- [Description of the task]
Pick out each line containing the string "TypeScript".

- [Data provided]
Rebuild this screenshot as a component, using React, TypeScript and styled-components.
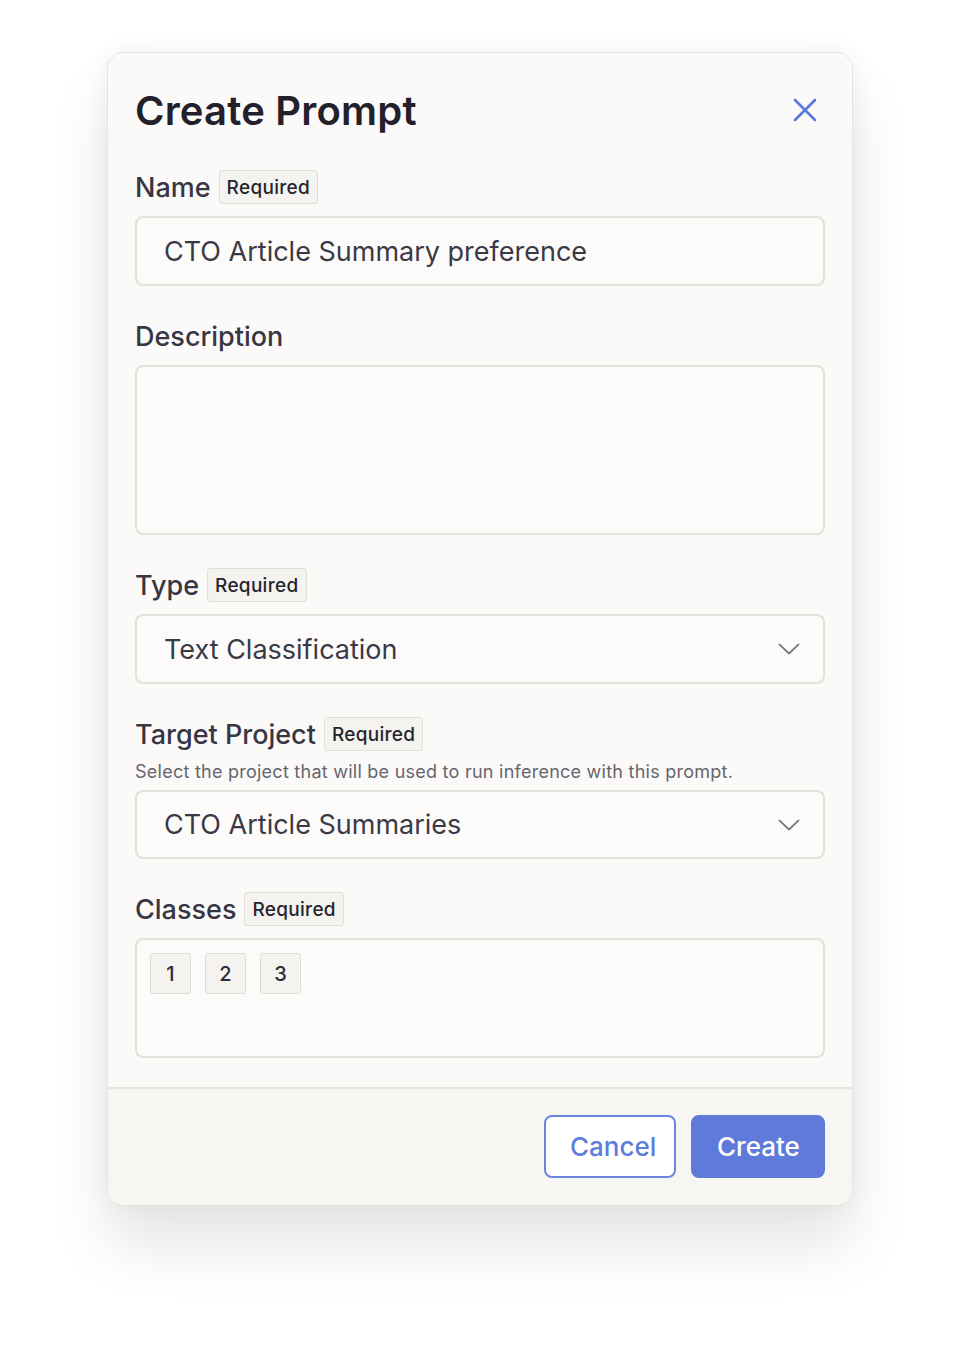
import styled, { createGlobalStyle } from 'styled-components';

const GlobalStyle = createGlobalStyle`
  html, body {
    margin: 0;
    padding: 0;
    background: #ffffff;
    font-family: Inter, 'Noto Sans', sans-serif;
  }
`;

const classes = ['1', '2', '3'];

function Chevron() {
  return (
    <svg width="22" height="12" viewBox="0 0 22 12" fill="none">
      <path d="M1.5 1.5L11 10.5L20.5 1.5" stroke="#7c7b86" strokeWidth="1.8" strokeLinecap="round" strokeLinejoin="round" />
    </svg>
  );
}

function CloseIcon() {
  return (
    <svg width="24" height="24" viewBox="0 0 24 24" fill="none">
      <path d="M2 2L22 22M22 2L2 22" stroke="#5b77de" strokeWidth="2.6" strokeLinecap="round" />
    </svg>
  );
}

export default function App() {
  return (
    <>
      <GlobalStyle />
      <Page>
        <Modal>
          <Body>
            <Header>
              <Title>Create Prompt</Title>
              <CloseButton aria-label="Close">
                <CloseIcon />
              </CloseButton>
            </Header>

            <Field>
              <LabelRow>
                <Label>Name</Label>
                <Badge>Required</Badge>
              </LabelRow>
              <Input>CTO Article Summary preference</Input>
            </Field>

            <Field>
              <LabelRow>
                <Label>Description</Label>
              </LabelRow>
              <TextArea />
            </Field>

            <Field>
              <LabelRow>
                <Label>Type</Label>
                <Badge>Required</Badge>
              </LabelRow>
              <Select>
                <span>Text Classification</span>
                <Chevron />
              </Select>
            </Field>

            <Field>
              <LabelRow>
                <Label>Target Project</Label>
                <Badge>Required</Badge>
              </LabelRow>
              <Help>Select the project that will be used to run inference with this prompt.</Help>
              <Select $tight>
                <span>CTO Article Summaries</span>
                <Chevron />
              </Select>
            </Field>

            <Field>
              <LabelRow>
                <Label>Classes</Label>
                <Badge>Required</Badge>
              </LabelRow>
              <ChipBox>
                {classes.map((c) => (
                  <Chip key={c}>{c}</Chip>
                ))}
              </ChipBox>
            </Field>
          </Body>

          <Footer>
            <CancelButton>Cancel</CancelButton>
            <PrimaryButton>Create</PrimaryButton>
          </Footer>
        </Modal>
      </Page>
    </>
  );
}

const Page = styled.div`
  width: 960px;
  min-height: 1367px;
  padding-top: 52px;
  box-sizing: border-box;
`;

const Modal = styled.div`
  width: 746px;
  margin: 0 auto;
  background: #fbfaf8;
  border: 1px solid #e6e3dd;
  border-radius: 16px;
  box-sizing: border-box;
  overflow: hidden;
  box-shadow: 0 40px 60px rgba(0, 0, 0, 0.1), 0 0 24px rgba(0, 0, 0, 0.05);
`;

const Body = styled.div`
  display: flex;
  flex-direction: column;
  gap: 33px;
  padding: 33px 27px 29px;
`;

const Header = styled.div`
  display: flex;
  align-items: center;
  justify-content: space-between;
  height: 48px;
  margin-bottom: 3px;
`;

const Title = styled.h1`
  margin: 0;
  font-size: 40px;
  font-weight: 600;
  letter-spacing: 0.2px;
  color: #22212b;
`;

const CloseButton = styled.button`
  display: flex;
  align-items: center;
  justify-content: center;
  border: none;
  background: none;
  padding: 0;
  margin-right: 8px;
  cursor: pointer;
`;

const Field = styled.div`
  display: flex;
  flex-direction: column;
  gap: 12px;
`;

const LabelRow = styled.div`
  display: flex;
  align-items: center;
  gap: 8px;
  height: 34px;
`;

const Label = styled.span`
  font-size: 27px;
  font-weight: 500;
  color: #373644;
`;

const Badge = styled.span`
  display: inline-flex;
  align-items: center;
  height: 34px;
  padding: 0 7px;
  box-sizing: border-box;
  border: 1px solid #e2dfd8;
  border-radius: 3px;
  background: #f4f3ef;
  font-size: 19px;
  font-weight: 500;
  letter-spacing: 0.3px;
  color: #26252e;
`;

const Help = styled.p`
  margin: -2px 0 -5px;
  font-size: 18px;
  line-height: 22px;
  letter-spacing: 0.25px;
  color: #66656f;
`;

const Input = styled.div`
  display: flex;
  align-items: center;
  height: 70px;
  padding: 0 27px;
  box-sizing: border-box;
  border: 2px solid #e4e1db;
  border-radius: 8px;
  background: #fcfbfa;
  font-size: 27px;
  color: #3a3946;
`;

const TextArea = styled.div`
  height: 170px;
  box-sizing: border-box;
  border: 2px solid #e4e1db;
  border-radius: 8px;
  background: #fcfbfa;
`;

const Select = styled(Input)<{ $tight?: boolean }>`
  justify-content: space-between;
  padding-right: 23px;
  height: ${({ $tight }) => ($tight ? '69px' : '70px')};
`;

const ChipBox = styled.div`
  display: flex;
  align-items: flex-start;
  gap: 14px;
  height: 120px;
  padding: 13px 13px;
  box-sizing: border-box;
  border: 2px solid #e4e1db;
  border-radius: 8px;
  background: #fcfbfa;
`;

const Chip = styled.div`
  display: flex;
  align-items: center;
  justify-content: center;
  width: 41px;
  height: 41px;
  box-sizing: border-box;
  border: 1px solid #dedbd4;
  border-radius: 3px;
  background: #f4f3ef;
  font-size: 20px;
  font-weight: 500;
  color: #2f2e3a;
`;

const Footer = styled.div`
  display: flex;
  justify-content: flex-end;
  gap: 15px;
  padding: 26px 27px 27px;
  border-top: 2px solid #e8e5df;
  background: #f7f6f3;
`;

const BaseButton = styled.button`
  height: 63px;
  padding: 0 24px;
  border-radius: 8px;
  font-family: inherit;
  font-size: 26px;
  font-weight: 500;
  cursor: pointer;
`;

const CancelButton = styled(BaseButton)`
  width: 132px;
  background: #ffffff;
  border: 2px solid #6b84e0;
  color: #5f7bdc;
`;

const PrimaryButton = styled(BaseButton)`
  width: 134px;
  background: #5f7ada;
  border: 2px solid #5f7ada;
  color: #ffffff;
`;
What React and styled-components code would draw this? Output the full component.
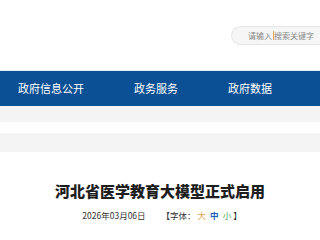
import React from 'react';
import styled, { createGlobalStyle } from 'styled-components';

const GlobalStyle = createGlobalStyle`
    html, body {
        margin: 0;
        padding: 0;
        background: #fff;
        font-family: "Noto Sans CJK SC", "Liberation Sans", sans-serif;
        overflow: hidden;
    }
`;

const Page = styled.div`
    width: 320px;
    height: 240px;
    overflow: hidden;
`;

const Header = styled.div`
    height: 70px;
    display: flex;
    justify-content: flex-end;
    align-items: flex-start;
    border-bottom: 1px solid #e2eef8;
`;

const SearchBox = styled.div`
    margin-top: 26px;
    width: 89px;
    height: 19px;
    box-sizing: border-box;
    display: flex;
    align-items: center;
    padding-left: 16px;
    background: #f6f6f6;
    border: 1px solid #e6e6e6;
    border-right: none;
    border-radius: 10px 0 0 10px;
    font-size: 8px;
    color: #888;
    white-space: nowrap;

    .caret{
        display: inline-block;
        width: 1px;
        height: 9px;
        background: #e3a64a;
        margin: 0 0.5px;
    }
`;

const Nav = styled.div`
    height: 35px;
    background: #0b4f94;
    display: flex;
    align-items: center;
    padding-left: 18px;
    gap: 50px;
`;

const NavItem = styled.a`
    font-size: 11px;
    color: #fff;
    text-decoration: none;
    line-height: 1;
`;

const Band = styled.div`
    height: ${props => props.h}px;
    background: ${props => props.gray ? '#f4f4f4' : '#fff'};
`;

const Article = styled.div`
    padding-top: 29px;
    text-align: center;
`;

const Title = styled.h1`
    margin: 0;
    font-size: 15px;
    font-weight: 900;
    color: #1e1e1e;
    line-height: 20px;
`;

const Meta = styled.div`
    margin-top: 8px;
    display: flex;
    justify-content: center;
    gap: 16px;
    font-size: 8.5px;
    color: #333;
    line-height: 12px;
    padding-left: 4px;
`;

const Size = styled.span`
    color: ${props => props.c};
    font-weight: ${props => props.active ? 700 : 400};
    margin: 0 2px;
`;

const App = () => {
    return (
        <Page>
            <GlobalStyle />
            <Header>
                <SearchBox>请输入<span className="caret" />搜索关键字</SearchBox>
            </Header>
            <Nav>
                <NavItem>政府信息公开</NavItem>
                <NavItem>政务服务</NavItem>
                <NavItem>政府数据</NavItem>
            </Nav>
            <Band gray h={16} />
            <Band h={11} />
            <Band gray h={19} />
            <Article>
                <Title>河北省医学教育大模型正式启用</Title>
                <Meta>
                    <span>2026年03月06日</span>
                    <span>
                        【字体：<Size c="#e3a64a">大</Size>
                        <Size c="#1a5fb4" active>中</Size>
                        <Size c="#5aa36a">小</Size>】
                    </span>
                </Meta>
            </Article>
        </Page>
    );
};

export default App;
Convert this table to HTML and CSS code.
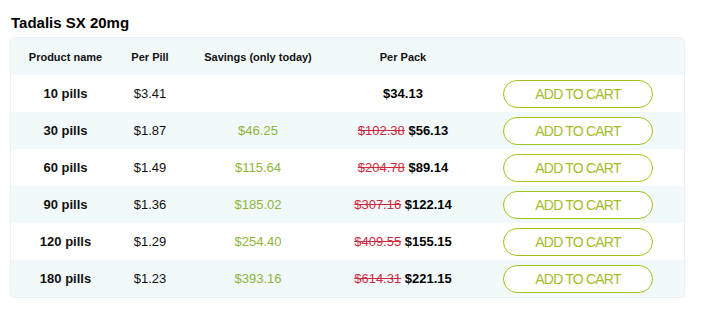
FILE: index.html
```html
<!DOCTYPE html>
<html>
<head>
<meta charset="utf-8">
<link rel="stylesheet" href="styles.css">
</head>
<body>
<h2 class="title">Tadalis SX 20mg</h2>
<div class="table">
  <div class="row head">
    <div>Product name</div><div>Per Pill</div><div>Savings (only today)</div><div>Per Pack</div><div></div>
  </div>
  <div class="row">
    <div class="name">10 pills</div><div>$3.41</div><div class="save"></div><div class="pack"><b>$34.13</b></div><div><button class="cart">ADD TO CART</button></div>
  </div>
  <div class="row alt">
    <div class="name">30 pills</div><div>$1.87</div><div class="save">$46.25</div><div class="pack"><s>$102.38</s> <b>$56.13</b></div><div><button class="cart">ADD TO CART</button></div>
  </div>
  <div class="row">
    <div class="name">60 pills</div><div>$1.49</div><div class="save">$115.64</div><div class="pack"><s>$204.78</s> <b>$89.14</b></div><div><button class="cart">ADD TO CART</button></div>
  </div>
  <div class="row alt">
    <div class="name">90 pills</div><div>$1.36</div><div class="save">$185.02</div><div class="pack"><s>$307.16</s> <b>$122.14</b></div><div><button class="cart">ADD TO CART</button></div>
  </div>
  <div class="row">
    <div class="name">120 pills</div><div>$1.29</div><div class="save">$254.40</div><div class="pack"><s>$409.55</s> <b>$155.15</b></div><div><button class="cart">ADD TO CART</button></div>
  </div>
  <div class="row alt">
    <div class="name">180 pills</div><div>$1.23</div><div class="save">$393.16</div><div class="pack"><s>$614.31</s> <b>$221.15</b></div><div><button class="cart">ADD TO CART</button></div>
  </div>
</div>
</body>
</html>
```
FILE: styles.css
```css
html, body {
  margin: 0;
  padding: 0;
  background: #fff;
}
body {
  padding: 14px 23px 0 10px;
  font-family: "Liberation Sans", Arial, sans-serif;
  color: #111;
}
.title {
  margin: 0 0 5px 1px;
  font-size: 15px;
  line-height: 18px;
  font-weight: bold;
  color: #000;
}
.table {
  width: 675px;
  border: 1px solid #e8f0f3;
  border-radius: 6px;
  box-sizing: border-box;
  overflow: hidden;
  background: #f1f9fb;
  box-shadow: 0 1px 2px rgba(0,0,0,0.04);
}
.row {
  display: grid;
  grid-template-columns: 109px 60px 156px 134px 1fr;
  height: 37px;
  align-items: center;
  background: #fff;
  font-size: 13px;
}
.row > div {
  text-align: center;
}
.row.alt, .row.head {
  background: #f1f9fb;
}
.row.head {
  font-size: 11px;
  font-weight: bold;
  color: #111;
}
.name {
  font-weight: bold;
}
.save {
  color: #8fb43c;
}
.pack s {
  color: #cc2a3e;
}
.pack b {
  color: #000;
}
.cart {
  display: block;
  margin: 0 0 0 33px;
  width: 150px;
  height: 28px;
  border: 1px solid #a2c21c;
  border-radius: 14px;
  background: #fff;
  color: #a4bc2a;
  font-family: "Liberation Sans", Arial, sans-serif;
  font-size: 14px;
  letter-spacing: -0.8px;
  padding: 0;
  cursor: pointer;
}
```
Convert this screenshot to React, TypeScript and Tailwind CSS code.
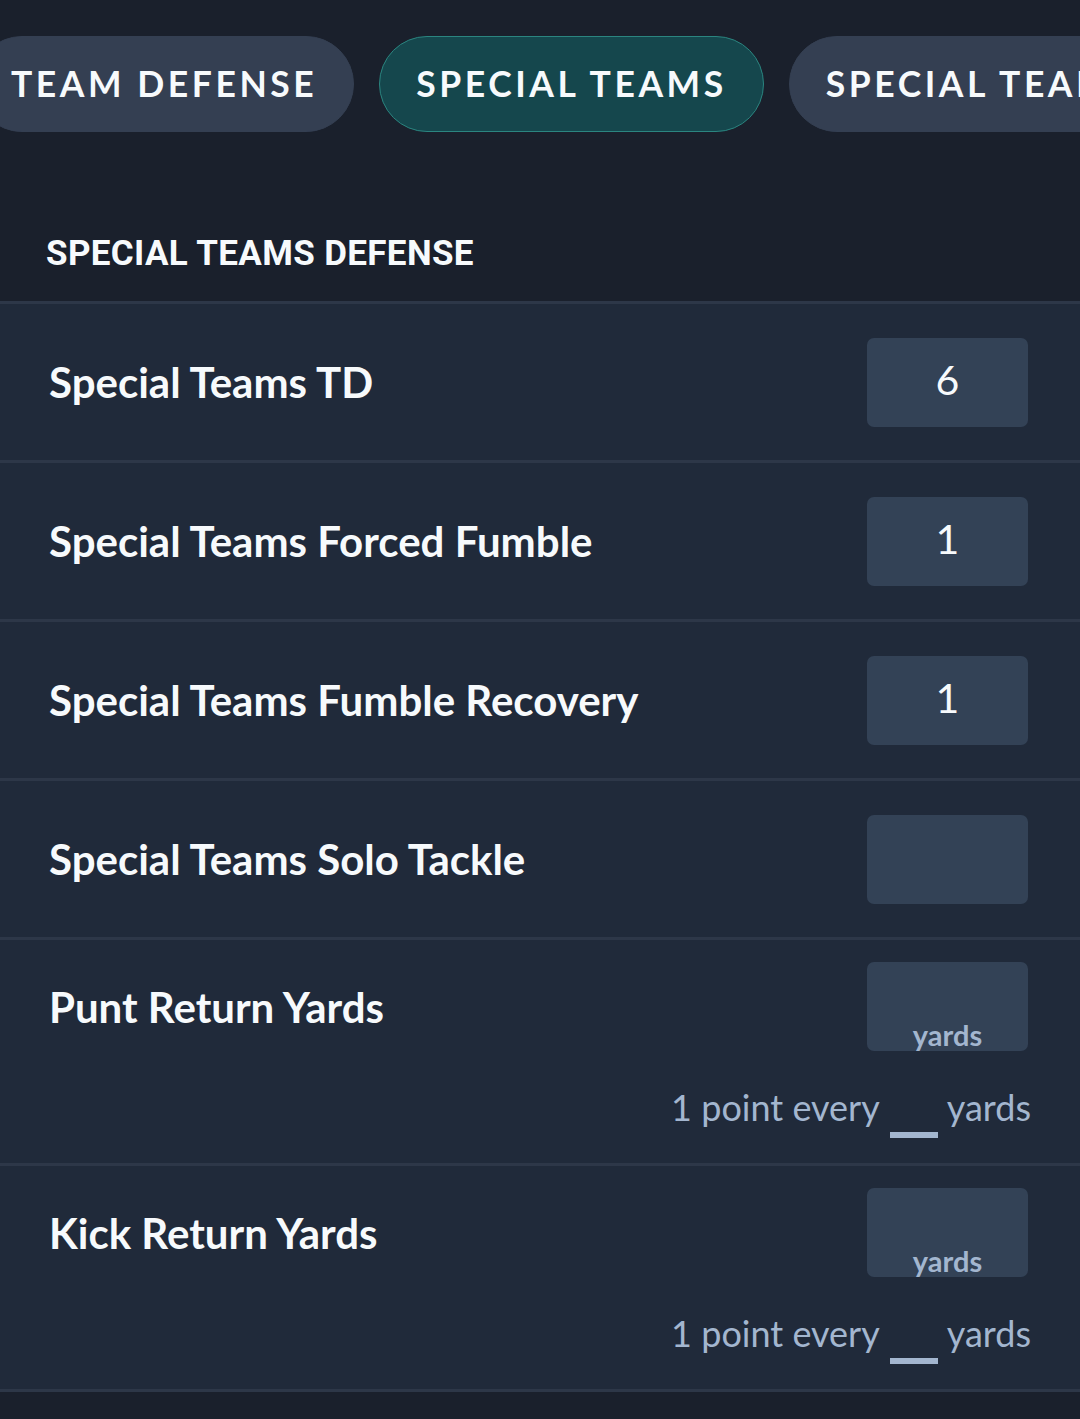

- [Output]
Rebuild this screenshot as a component, using React, TypeScript and styled-components.
Convert this screenshot to React, TypeScript and Tailwind CSS code.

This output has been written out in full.